• _EXERCISE REQUIREMENTS_
Quote the lines exactly, starting with the line that contains "Convert this screenshot" and ending with the line that contains "import React from", and leave out all other lines.
[Start SOURCE MATERIAL]
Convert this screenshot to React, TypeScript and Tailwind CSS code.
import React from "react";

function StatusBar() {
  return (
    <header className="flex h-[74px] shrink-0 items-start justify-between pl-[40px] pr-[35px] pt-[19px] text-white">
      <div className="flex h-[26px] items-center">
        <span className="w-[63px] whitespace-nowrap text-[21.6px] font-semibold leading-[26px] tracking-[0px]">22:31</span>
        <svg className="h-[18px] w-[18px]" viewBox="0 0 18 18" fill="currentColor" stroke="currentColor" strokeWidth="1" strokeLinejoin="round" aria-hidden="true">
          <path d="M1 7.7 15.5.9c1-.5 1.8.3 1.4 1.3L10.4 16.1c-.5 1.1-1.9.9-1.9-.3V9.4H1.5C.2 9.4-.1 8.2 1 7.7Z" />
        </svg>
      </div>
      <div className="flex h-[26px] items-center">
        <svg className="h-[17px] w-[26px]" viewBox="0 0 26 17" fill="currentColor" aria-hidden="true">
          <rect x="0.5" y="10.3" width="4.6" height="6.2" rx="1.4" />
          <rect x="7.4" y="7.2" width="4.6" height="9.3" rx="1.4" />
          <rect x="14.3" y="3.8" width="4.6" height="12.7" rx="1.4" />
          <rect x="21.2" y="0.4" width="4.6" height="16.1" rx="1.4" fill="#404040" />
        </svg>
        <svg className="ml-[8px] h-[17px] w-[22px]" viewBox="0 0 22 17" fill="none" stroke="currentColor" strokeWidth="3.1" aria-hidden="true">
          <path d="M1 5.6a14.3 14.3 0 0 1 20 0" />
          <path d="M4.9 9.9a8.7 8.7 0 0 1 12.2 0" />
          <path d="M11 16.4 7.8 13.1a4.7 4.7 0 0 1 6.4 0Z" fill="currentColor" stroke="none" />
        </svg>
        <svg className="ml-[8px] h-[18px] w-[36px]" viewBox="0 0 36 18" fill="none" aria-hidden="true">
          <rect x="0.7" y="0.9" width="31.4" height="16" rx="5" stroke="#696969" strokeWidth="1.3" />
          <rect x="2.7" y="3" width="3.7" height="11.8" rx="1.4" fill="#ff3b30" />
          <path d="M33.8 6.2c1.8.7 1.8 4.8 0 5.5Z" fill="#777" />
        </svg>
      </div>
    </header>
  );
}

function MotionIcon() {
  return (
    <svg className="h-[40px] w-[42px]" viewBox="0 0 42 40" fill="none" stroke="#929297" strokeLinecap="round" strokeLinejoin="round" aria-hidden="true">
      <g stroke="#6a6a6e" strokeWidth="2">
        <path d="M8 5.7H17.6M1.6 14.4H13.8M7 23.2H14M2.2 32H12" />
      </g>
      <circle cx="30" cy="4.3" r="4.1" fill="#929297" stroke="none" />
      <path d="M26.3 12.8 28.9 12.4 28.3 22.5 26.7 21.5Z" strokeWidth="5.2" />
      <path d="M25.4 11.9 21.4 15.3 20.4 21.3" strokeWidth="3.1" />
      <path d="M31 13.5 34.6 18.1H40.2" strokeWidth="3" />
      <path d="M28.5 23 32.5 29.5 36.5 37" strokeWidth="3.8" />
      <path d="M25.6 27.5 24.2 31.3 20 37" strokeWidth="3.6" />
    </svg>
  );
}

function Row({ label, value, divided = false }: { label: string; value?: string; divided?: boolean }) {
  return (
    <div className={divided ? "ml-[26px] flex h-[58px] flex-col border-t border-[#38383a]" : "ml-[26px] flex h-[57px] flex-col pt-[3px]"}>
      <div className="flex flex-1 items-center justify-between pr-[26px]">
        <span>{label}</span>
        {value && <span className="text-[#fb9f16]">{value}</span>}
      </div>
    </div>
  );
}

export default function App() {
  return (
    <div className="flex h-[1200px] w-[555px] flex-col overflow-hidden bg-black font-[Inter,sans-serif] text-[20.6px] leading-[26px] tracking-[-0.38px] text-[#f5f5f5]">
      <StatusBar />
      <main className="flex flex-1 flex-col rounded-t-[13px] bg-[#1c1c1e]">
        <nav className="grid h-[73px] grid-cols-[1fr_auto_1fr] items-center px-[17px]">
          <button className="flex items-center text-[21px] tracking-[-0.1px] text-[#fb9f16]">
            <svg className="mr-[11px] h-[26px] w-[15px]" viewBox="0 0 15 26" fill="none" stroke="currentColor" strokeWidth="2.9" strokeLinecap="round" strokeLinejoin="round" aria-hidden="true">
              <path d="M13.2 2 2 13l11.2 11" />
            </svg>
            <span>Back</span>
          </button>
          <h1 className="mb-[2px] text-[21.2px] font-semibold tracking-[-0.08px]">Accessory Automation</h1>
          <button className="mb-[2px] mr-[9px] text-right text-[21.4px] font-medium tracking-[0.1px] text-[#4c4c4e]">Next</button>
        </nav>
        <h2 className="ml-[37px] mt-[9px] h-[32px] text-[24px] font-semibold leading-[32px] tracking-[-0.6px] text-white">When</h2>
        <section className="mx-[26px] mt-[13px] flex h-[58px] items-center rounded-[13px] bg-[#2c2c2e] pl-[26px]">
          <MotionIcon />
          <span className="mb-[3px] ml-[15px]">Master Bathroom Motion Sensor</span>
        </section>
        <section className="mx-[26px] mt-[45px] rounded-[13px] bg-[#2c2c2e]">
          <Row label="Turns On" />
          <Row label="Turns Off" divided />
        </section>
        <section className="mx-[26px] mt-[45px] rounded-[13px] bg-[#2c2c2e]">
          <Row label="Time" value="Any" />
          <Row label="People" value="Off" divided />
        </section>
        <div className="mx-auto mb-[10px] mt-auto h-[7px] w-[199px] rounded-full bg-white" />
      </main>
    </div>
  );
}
[End SOURCE MATERIAL]
[Start SOURCE MATERIAL]
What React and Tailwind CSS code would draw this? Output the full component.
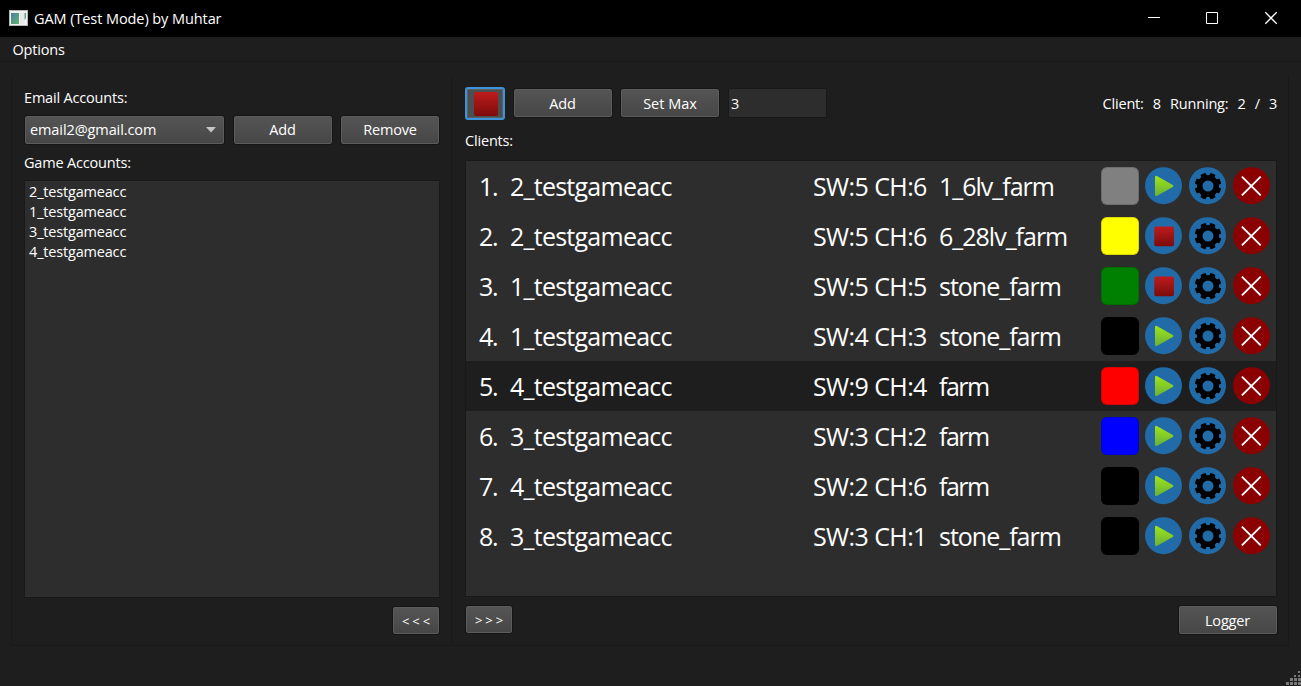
[End SOURCE MATERIAL]
• _SOLUTION TO THIS EXERCISE_
Convert this screenshot to React, TypeScript and Tailwind CSS code.
import React from "react";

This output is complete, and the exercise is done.